Affected most brutally are of course those at the back of the queue anyway; the old, the poor, the homeless, the physically sick, the single parent families, those in care and people suffering from mental illness.
That’s before we even get to the many others clinging to the cracks in the pavement, including those who have been given leave to remain, pay their taxes, and yet have no recourse to state benefits, a fact of which funny old Boris was shockingly unaware.
But underneath all these deserving people is a swathe of us who live comfortable lives, or at least manage to scrape through – and many are suffering from isolation. If you’re single you might not even have a neighbour that you know (I’m lucky in that my best friend lives next door and my other neighbours are great).
Uninhabited island
I see people on the path and chat at them like they had just rescued me from an uninhabited island, which in a sense they have. Some days you might not see anyone all day apart from the postman or a delivery person or someone you jog past.
Even if you are lucky enough to have a garden or a balcony, you might wander in and out the confines of your own space whilst your own head is spinning from the enormity of it all and the fact that you’re facing this alone.

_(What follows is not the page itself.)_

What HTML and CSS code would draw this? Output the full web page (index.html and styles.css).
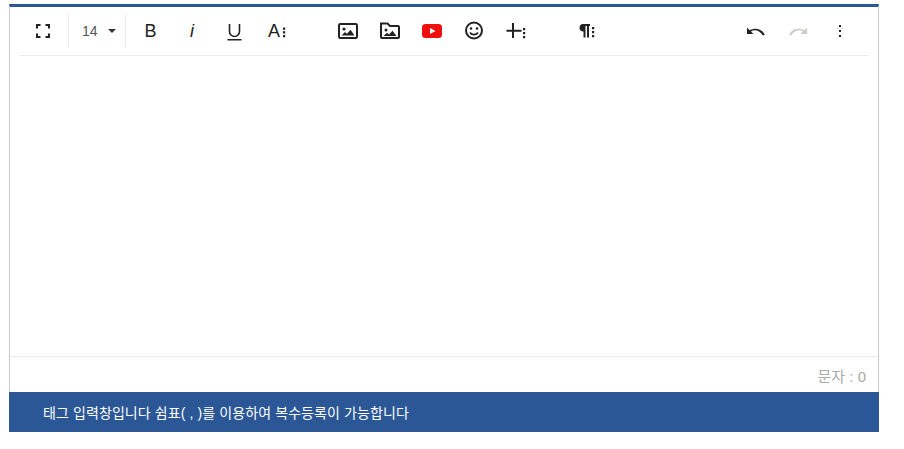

You might be so struck with inertia so debilitating that you lie on the sofa all day and then it gets dark and you’re still there, too wiped out to even phone a friend. This has been the reality for many – and some days myself included.
Talking to a friend last night – a very iconic figure in the arts – we spoke about how isolated we feel, compounded by the fact that this government has no idea of the struggles of most of us.
If you don’t fit into their idea of a regular unit then you’re on a losing streak from the beginning.
All that guff about Dominic Cummings being a good father and only having his family interests at heart rings hugely hollow when you see vast numbers of people living in substandard accommodation, with no outside space, wondering how to get to the foodbank that week and feed their kids or themselves.
It’s a disgusting state of affairs.
So, looking through One is Fun! is a strange experience because being one doesn’t feel like a lot of fun for many right now. Isolation means there has never been a worse time to be one, when the idea of being at one with yourself seems like a pipedream in the face of just getting by.
None of this is the book’s fault, of course – it was written in different times and was wildly popular. Maybe it’s an age thing; I have friends, now married, who say they bought this book when they were young and single in an attempt to not exist on pizza and burgers. It has a purpose.
As for me, I long for the day when I cannot be one and can go back to having fun. Tonight, as I cook a Delia dinner for one – leek and lentil soup, followed by mushroom curry – I shall sit at my table and try not to remember Delia’s words from her intro – well meant and written to offer solace to we singletons, but sadly achieving quite the opposite:
“I think we accept too readily that eating is a social occasion, therefore if you are on your own you are already failing to fulfil one of the important criteria for a proper meal”.
Short of sitting the cat down opposite me and sticking a glass in her hand I will dine alone tonight and raise a solo glass to all the people valiantly, defiantly and bravely doing the same. One day soon my friends and I will dine together, round my table which seats eight. There will be laughter, conversation and joy.
A few years ago an old friend once tried to halt my love of puddings by saying “food is good, thin is better”. It didn’t work although the phrase was amusing in a non-PC way. Right now with being thin not really on anyone’s agenda, being one isn’t much fun and a noise at the door at 8pm just means the cat flap is working.